- **YOUR GOAL**:
Collect each line containing "index".

- **SUPPLIED ENTRIES**:
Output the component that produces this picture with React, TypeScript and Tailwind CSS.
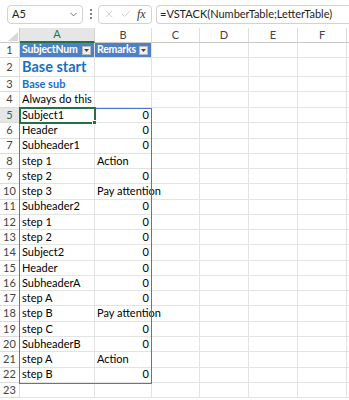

* * *

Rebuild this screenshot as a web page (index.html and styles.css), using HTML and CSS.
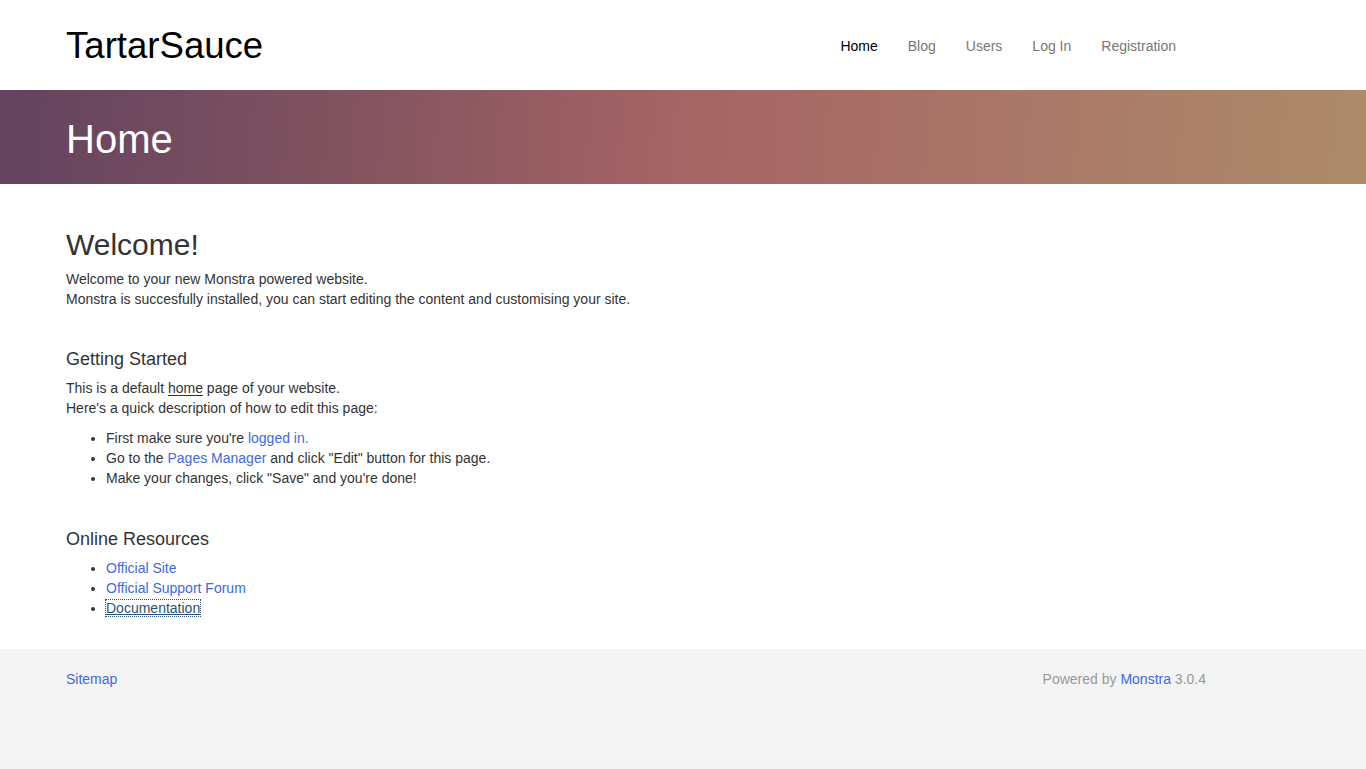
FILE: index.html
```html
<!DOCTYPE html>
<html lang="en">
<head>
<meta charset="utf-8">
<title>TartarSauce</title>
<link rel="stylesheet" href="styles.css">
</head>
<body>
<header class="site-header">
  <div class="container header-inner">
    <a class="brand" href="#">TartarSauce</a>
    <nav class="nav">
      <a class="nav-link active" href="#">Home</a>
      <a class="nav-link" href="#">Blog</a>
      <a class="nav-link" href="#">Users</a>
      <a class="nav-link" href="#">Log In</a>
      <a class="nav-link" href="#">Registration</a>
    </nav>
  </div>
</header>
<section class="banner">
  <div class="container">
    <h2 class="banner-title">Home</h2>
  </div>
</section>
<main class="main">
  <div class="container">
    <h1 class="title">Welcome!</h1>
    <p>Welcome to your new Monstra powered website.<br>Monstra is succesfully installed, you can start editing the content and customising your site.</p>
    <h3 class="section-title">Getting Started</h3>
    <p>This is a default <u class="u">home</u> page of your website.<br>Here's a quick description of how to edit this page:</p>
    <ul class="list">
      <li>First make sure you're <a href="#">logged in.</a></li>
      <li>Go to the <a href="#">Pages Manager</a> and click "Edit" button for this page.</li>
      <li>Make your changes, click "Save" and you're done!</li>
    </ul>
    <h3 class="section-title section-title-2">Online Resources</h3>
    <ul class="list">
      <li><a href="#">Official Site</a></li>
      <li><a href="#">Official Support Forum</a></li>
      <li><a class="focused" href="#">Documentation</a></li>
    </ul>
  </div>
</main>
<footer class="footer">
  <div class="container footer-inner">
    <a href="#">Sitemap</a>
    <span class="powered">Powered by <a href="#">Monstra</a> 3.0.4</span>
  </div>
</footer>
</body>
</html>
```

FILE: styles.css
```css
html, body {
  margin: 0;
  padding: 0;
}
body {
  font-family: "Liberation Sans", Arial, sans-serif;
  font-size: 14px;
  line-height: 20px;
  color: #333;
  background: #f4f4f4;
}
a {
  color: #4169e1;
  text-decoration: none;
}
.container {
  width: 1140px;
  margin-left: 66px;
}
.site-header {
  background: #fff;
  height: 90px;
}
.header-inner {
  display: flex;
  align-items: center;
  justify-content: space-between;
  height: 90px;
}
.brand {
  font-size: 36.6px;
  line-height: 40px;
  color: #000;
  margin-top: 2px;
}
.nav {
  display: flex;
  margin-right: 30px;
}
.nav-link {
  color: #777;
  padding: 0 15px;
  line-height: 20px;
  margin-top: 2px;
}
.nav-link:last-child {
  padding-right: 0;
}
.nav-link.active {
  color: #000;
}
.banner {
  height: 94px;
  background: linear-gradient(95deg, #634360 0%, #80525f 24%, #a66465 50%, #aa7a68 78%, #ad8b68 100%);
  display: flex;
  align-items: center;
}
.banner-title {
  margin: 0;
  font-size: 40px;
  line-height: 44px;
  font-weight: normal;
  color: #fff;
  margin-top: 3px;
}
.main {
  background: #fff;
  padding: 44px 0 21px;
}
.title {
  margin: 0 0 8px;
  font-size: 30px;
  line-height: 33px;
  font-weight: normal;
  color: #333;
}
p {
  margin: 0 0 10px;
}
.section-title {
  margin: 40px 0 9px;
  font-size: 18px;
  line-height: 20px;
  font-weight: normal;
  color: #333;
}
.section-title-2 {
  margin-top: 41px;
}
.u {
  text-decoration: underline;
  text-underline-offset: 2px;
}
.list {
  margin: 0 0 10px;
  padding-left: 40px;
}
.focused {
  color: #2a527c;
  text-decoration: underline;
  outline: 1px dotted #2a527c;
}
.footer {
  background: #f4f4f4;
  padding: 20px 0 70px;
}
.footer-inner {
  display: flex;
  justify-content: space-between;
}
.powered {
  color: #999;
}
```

- **EXERCISE ANSWER**:
Rebuild this screenshot as a web page (index.html and styles.css), using HTML and CSS.
FILE: index.html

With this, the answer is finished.